Cliff Sands has started 1 posts and replied 4 times.

Post: New Investor - 4-plex opportunity analysis help

Cliff SandsPosted
  • Investor
  • San Antonio, TX
  • Posts 4
  • Votes 0
Originally posted by @Guifre Mora:
Originally posted by @Cliff Sands:

Thanks all for the replies so far. I may have skipped a few details on the explanation, my apologies. The list is $575k but the $4000/mth mortgage payment takes into account the total acquisition cost (VA fee, closing, etc.) The actual note would be around $610-615K.

It seems this may not cashflow quite like I thought as I may have underestimated some of the holding costs namely the management/turnover fees.
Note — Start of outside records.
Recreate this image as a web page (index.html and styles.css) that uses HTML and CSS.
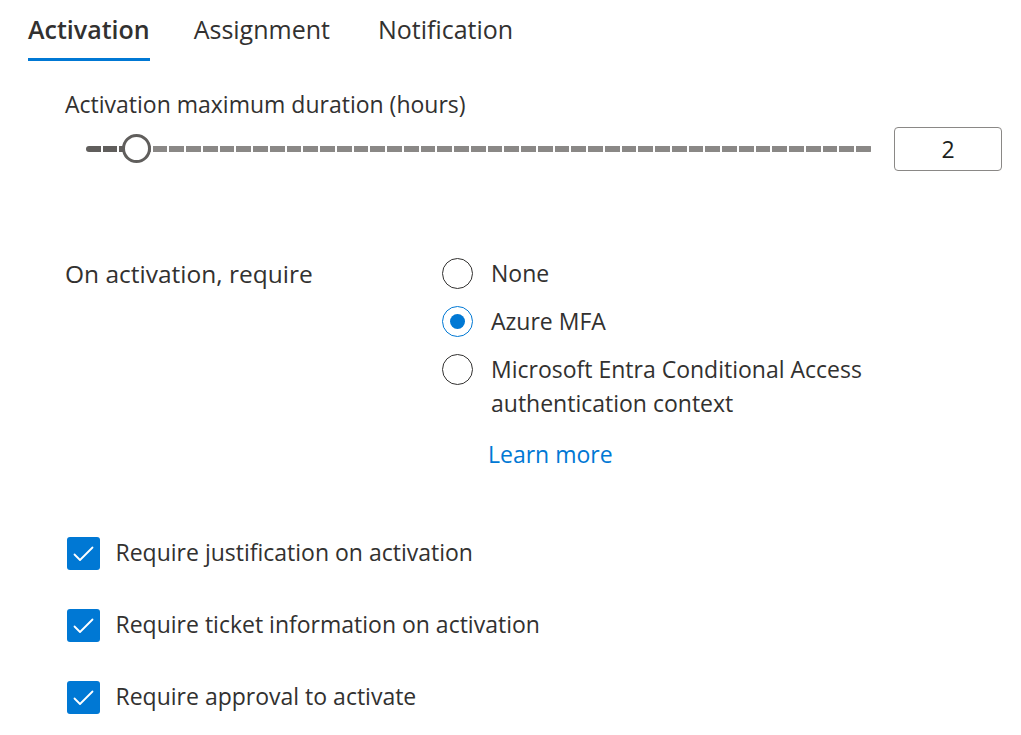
FILE: index.html
```html
<!DOCTYPE html>
<html lang="en">
<head>
<meta charset="utf-8">
<title>Activation settings</title>
<link rel="stylesheet" href="styles.css">
</head>
<body>
<div class="tabs">
  <div class="tab active"><span class="tab-text">Activation</span></div>
  <div class="tab"><span class="tab-text">Assignment</span></div>
  <div class="tab"><span class="tab-text">Notification</span></div>
</div>

<div class="content">
  <div class="field-label">Activation maximum duration (hours)</div>
  <div class="slider-row">
    <div class="slider">
      <div class="track">
        <div class="fill" style="width:50.235px"></div>
        <div class="rest"></div>
      </div>
      <div class="thumb" style="left:50.235px"></div>
    </div>
    <div class="number-box">2</div>
  </div>

  <div class="require-row">
    <div class="require-label">On activation, require</div>
    <div class="options">
      <div class="option">
        <span class="radio"></span>
        <span class="option-text">None</span>
      </div>
      <div class="option">
        <span class="radio checked"><span class="dot"></span></span>
        <span class="option-text">Azure MFA</span>
      </div>
      <div class="option">
        <span class="radio"></span>
        <span class="option-text">Microsoft Entra Conditional Access authentication context</span>
      </div>
      <a class="learn-more" href="#">Learn more</a>
    </div>
  </div>

  <div class="checks">
    <div class="check-row">
      <span class="checkbox"><svg viewBox="0 0 33 33" width="33" height="33"><path d="M7.5 17.5 L13 23 L25.5 10.5" fill="none" stroke="#ffffff" stroke-width="1.8" stroke-linecap="round" stroke-linejoin="round"/></svg></span>
      <span class="check-text">Require justification on activation</span>
    </div>
    <div class="check-row">
      <span class="checkbox"><svg viewBox="0 0 33 33" width="33" height="33"><path d="M7.5 17.5 L13 23 L25.5 10.5" fill="none" stroke="#ffffff" stroke-width="1.8" stroke-linecap="round" stroke-linejoin="round"/></svg></span>
      <span class="check-text">Require ticket information on activation</span>
    </div>
    <div class="check-row">
      <span class="checkbox"><svg viewBox="0 0 33 33" width="33" height="33"><path d="M7.5 17.5 L13 23 L25.5 10.5" fill="none" stroke="#ffffff" stroke-width="1.8" stroke-linecap="round" stroke-linejoin="round"/></svg></span>
      <span class="check-text">Require approval to activate</span>
    </div>
  </div>
</div>
</body>
</html>
```

FILE: styles.css
```css
* { box-sizing: border-box; }

html, body {
  margin: 0;
  padding: 0;
  background: #ffffff;
}

body {
  font-family: "Open Sans", "Noto Sans", sans-serif;
  font-size: 23px;
  line-height: 34px;
  color: #323130;
  width: 1021px;
  height: 735px;
  overflow: hidden;
}

/* Tabs */
.tabs {
  display: flex;
  padding-left: 28px;
  padding-top: 12px;
  height: 61px;
}

.tab {
  font-size: 25px;
  line-height: 34px;
  margin-right: 44px;
}

.tab:nth-child(2) {
  margin-right: 48px;
}

.tab-text {
  display: block;
  padding-bottom: 12px;
  border-bottom: 3px solid transparent;
}

.tab.active .tab-text {
  font-weight: 600;
  border-bottom-color: #0078d4;
}

/* Content */
.content {
  padding-left: 65px;
}

.field-label {
  margin-top: 26px;
}

.slider-row {
  margin-top: 6px;
  height: 44px;
  display: flex;
  align-items: center;
}

.slider {
  position: relative;
  margin-left: 21px;
  width: 787px;
  height: 44px;
  display: flex;
  align-items: center;
}

.track {
  width: 100%;
  height: 6px;
  border-radius: 3px;
  overflow: hidden;
  display: flex;
}

.fill {
  height: 100%;
  flex: none;
  background: repeating-linear-gradient(90deg, #605e5c 0 14.745px, transparent 14.745px 16.745px);
}

.rest {
  height: 100%;
  flex: 1;
  background: repeating-linear-gradient(90deg, #8a8886 0 14.745px, transparent 14.745px 16.745px);
}

.thumb {
  position: absolute;
  top: 50%;
  width: 29px;
  height: 29px;
  margin-left: -14.5px;
  margin-top: -15px;
  border: 3px solid #605e5c;
  border-radius: 50%;
  background: #ffffff;
}

.number-box {
  margin-left: 21px;
  width: 108px;
  height: 44px;
  border: 1px solid #8a8886;
  border-radius: 4px;
  display: flex;
  align-items: center;
  justify-content: center;
  color: #201f1e;
}

/* Require */
.require-row {
  margin-top: 85px;
  display: grid;
  grid-template-columns: 377px 1fr;
}

.require-label {
  font-size: 24.5px;
  margin-top: 1px;
}

.options {
  display: flex;
  flex-direction: column;
  gap: 14px;
  align-items: flex-start;
}

.option {
  display: flex;
  align-items: flex-start;
  gap: 18px;
}

.option-text {
  max-width: 400px;
}

.radio {
  flex: none;
  width: 31px;
  height: 31px;
  margin-top: 2px;
  border: 1px solid #323130;
  border-radius: 50%;
  display: flex;
  align-items: center;
  justify-content: center;
}

.radio.checked {
  border-color: #0078d4;
}

.dot {
  width: 15px;
  height: 15px;
  border-radius: 50%;
  background: #0078d4;
}

.learn-more {
  margin-left: 46px;
  margin-top: 3px;
  color: #0078d4;
  text-decoration: none;
}

/* Checkboxes */
.checks {
  margin-top: 65px;
  display: flex;
  flex-direction: column;
  gap: 38px;
}

.check-row {
  display: flex;
  align-items: center;
  height: 34px;
  gap: 15.5px;
}

.checkbox {
  flex: none;
  margin-left: 2px;
  width: 33px;
  height: 33px;
  border-radius: 3px;
  background: #0078d4;
  display: block;
}

.checkbox svg {
  display: block;
}

.check-text {
  padding-bottom: 2px;
}
```
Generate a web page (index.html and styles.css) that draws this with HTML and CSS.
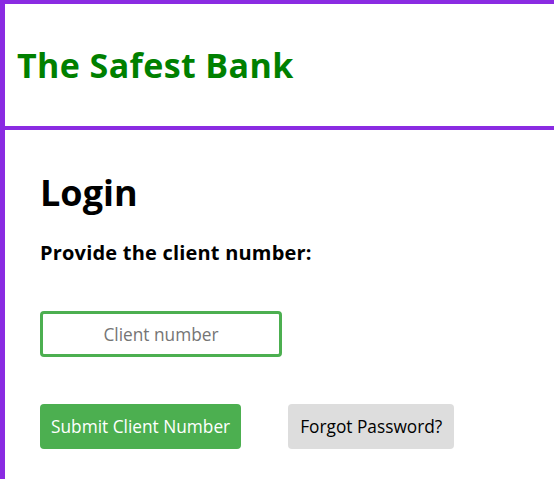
FILE: index.html
```html
<!DOCTYPE html>
<html>
<head>
<meta charset="utf-8">
<link rel="stylesheet" href="styles.css">
</head>
<body>
<header class="site-header">
  <h1 class="brand">The Safest Bank</h1>
</header>
<main class="content">
  <h2 class="title">Login</h2>
  <p class="prompt">Provide the client number:</p>
  <input class="client-input" type="text" placeholder="Client number">
  <div class="actions">
    <button class="btn btn-primary">Submit Client Number</button>
    <button class="btn btn-secondary">Forgot Password?</button>
  </div>
</main>
</body>
</html>
```

FILE: styles.css
```css
html, body {
  margin: 0;
  padding: 0;
  background: #fff;
  font-family: "Open Sans", "Noto Sans", sans-serif;
}
.site-header {
  border-top: 4px solid #8a2be2;
  border-left: 5px solid #8a2be2;
  border-bottom: 4px solid #8a2be2;
  height: 122px;
  display: flex;
  align-items: center;
  padding-left: 12px;
}
.brand {
  margin: 0;
  color: #008000;
  font-size: 34px;
  letter-spacing: 0.4px;
  font-weight: 700;
}
.content {
  box-sizing: border-box;
  border-left: 5px solid #8a2be2;
  padding: 41px 0 0 35px;
  min-height: calc(100vh - 130px);
}
.title {
  margin: 0;
  font-size: 36px;
  line-height: 44px;
  font-weight: 700;
  color: #000;
}
.prompt {
  margin: 24px 0 0;
  font-size: 20px;
  letter-spacing: 0.2px;
  font-weight: 700;
}
.client-input {
  display: block;
  margin-top: 45px;
  width: 242px;
  height: 46px;
  box-sizing: border-box;
  border: 3px solid #4caf50;
  border-radius: 4px;
  text-align: center;
  font-family: inherit;
  font-size: 17.3px;
  color: #333;
  outline: none;
}
.client-input::placeholder {
  color: #757575;
}
.actions {
  display: flex;
  gap: 47px;
  margin-top: 47px;
}
.btn {
  height: 45px;
  border: none;
  border-radius: 4px;
  padding: 0 11px;
  font-family: inherit;
  font-size: 17.3px;
}
.btn-primary {
  background: #4caf50;
  color: #fff;
}
.btn-secondary {
  background: #ddd;
  color: #000;
  padding: 0 12px;
}
```
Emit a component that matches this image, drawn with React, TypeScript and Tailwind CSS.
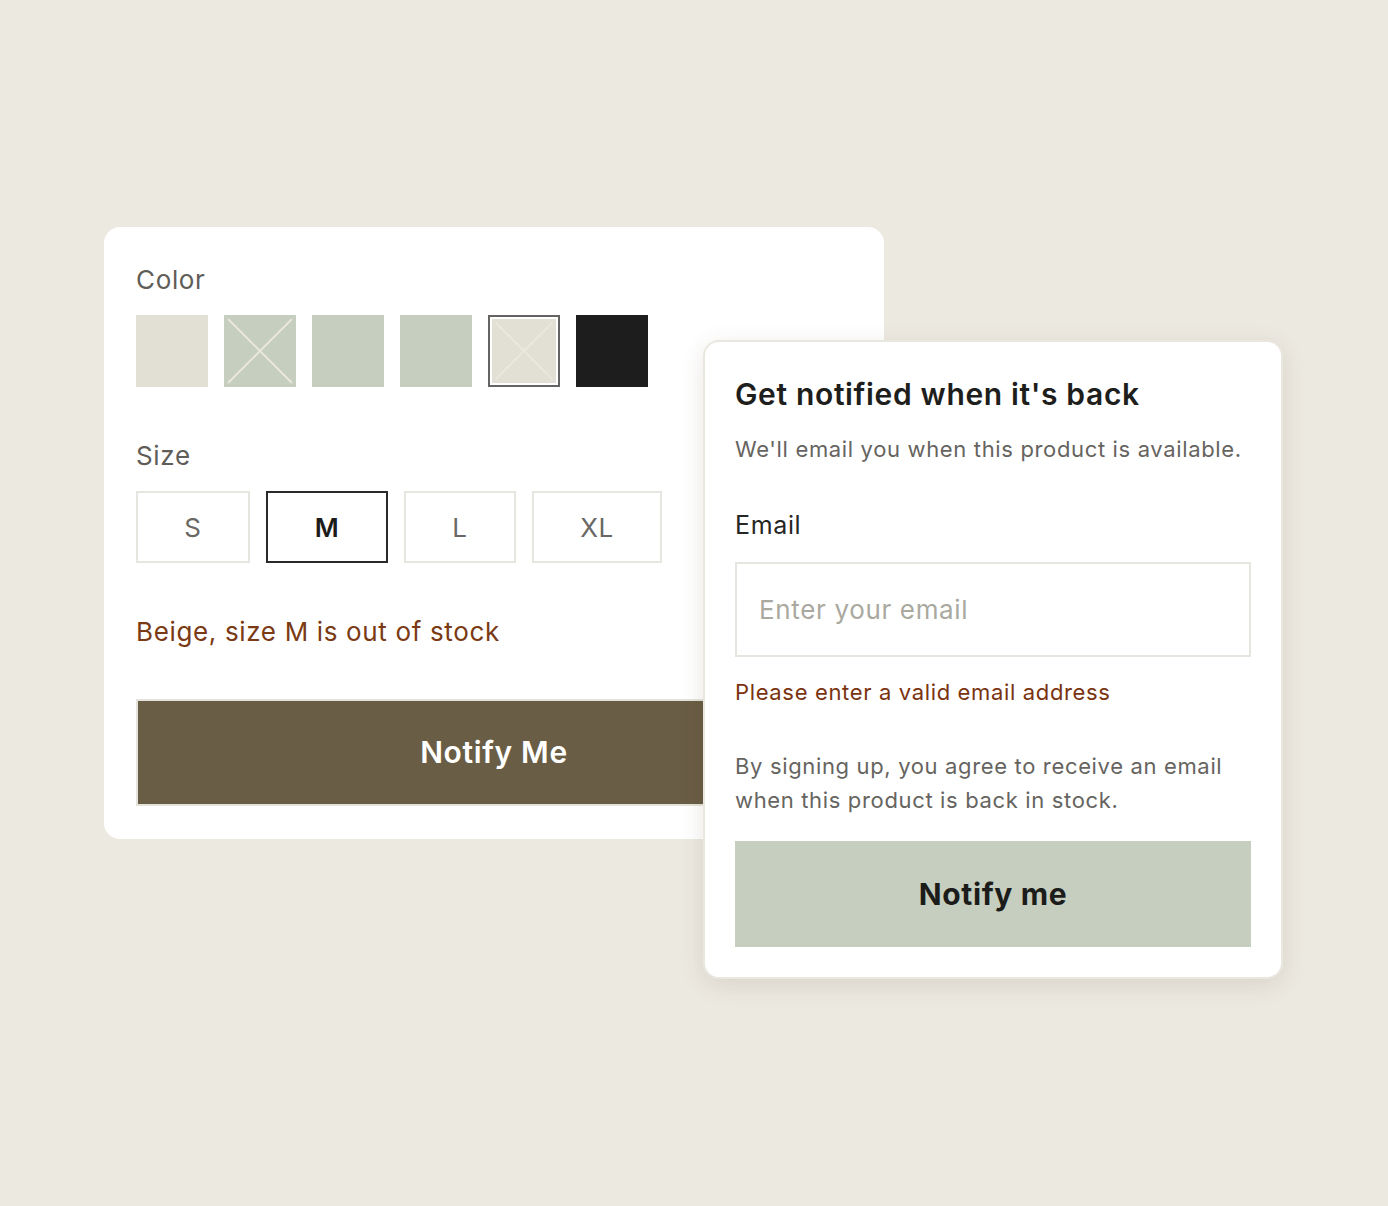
import React, { useState } from 'react';

const FONT = { fontFamily: 'Inter, "Noto Sans", sans-serif' };

interface Swatch {
  name: string;
  color: string;
  soldOut?: boolean;
}

const swatches: Swatch[] = [
  { name: 'Beige', color: 'bg-[#e2dfd4]' },
  { name: 'Sage', color: 'bg-[#c6cebf]', soldOut: true },
  { name: 'Sage 2', color: 'bg-[#c6cebf]' },
  { name: 'Sage 3', color: 'bg-[#c6cebf]' },
  { name: 'Sand', color: 'bg-[#e2dfd4]', soldOut: true },
  { name: 'Black', color: 'bg-[#1c1d1c]' },
];

const sizes = [
  { label: 'S', width: 'w-[114px]' },
  { label: 'M', width: 'w-[122px]' },
  { label: 'L', width: 'w-[112px]' },
  { label: 'XL', width: 'w-[130px]' },
];

// diagonal cross for unavailable swatches
const Cross: React.FC = () => (
  <svg className="absolute inset-0 w-full h-full" viewBox="0 0 72 72" fill="none">
    <line x1="4" y1="4" x2="68" y2="68" stroke="#ebe8dc" strokeWidth="1.8" />
    <line x1="68" y1="4" x2="4" y2="68" stroke="#ebe8dc" strokeWidth="1.8" />
  </svg>
);

const App: React.FC = () => {
  const [color, setColor] = useState(4);
  const [size, setSize] = useState('M');
  const [email, setEmail] = useState('');

  return (
    <div className="min-h-screen w-full bg-[#ece9e1] flex items-center justify-center tracking-[0.65px]" style={FONT}>
      <div className="relative w-[1180px] h-[752px]">
        {/* Product options card */}
        <div className="w-[780px] h-[612px] bg-white rounded-2xl px-8 pt-[37px]">
          <div className="text-[26px] leading-[32px] text-[#5f5d58]">Color</div>
          <div className="flex gap-4 mt-[19px]">
            {swatches.map((s, i) => (
              <button
                key={s.name}
                onClick={() => setColor(i)}
                className={`w-[72px] h-[72px] ${
                  color === i ? 'border-2 border-[#656462] p-[2px] bg-white' : ''
                }`}
              >
                <div className={`relative w-full h-full ${s.color}`}>{s.soldOut && <Cross />}</div>
              </button>
            ))}
          </div>

          <div className="text-[26px] leading-[32px] text-[#5f5d58] mt-[53px]">Size</div>
          <div className="flex gap-4 mt-[19px]">
            {sizes.map((s) => (
              <button
                key={s.label}
                onClick={() => setSize(s.label)}
                className={`${s.width} h-[72px] border-2 flex items-center justify-center text-[26px] ${
                  size === s.label
                    ? 'border-[#2a2a28] text-[#1c1c1a] font-semibold'
                    : 'border-[#e6e5df] text-[#6a6864]'
                }`}
              >
                {s.label}
              </button>
            ))}
          </div>

          <div className="text-[26px] leading-[32px] text-[#7a3a14] mt-[53px]">Beige, size M is out of stock</div>

          <button className="mt-[51px] w-full h-[107px] bg-[#6a5d45] border-2 border-[#e4e2da] text-white text-[30px] font-semibold">
            Notify Me
          </button>
        </div>

        {/* Back-in-stock popup */}
        <div className="absolute left-[599px] top-[113px] w-[580px] h-[639px] bg-white rounded-2xl border-2 border-[#e9e7e0] px-[30px] pt-[34px] shadow-[0_6px_24px_rgba(70,60,30,0.12)]">
          <h3 className="text-[30px] leading-[36px] font-semibold text-[#1e1e1c]">Get notified when it's back</h3>
          <p className="mt-[21px] text-[22px] leading-[32px] text-[#666460]">
            We'll email you when this product is available.
          </p>

          <label className="block mt-[44px] text-[25px] leading-[32px] text-[#262624]">Email</label>
          <input
            type="email"
            value={email}
            onChange={(e) => setEmail(e.target.value)}
            placeholder="Enter your email"
            className="mt-[21px] w-full h-[95px] border-2 border-[#e6e5df] px-[22px] text-[26px] tracking-[0.65px] text-[#262624] placeholder:text-[#aaa9a0] outline-none"
            style={FONT}
          />
          <p className="mt-[19px] text-[22px] leading-[32px] text-[#7a3310]">Please enter a valid email address</p>

          <p className="mt-[41px] text-[22px] leading-[34px] text-[#666460]">
            By signing up, you agree to receive an email when this product is back in stock.
          </p>

          <button className="mt-[24px] w-full h-[106px] bg-[#c6cebf] text-[30px] font-bold text-[#1c1c1a]">
            Notify me
          </button>
        </div>
      </div>
    </div>
  );
};

export default App;
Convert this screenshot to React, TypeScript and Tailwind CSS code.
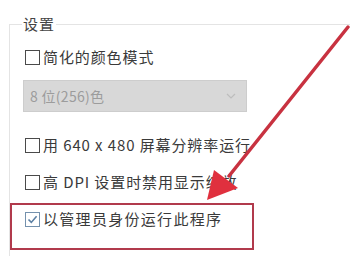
import React from "react";

type RowProps = {
  label: string;
  checked?: boolean;
  className?: string;
};

function CheckRow({ label, checked = false, className = "" }: RowProps) {
  return (
    <div className={`flex h-[20px] items-center ${className}`}>
      <span
        className={`ml-[2px] flex h-[15px] w-[15px] shrink-0 items-center justify-center border-[1.5px] ${
          checked ? "border-[#7491ad]" : "border-[#4a4a4a]"
        }`}
      >
        {checked && (
          <svg width="11" height="11" viewBox="0 0 11 11">
            <path
              d="M1.5 5.5 L4.3 8.4 L9.6 2.2"
              fill="none"
              stroke="#5b7fa3"
              strokeWidth="1.6"
            />
          </svg>
        )}
      </span>
      <span className="ml-[3px] whitespace-nowrap">{label}</span>
    </div>
  );
}

export default function App() {
  return (
    <div className="relative h-[256px] w-[350px] overflow-hidden bg-white font-['Noto_Sans_CJK_SC','Noto_Sans',sans-serif] text-[15px] leading-[20px] tracking-[0.9px] text-[#3a3a3a]">
      {/* group box "设置" */}
      <div className="ml-[9px] mt-[24px] h-[260px] border-l border-t border-[#e4e4e4] pl-[13px]">
        <div className="-mt-[11px] -ml-[1px] w-fit bg-white px-[1px] text-[#444]">
          设置
        </div>

        <CheckRow label="简化的颜色模式" className="mt-[13px]" />

        <div className="mt-[13px] flex h-[32px] w-[224px] items-center justify-between border border-[#cdcdcd] bg-[#d8d8d8] pl-[6px] pr-[10px] text-[14px] tracking-[0.3px] text-[#9c9c9c]">
          <span>8 位(256)色</span>
          <svg width="10" height="6" viewBox="0 0 10 6">
            <path d="M1 1 L5 5 L9 1" fill="none" stroke="#bdbdbd" strokeWidth="1.2" />
          </svg>
        </div>

        <CheckRow label="用 640 x 480 屏幕分辨率运行" className="mt-[23px]" />
        <CheckRow label="高 DPI 设置时禁用显示缩放" className="mt-[17px]" />
        <CheckRow label="以管理员身份运行此程序" checked className="mt-[17px] tracking-[1.3px]" />
      </div>

      {/* red highlight box */}
      <div className="pointer-events-none absolute left-[10px] top-[203px] h-[47px] w-[244px] border-2 border-[#b13a4c]" />

      {/* red arrow */}
      <svg
        className="pointer-events-none absolute left-0 top-0"
        width="350"
        height="256"
        viewBox="0 0 350 256"
      >
        <line x1="348" y1="27" x2="229" y2="176" stroke="#c83240" strokeWidth="3.5" strokeLinecap="round" />
        <polygon points="214,170 238,188 207,200" fill="#e0303e" />
      </svg>
    </div>
  );
}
At 10% management fee and 4-5% annually for acquisition costs that would leave little room for any repairs/maintx even though they may be minor with a new build. On the other side however, I’ve been rather conservative in my rents estimate and $1250-1300 is achievable especially for the end units which are a tad bigger and afford only sharing of one wall (I would live in a middle unit).

If I were to forgoe the immediate cashflow, assuming rents could increase yearly, the deal should still net a decent 5 yr ROI from the mortgage buy down and appreciation. I use 5% annual appreciation in this market as it seems to average out, long term, here. The buy down would put me at $550k remaining on the note; leaving a delta of about 150K year 5. At half the appreciation it's still $100K equity at year 5.

RE: Guifre

1) Purchase: $575,000

2) Total Annual Operating Income: $43,000 (1,200x3x12)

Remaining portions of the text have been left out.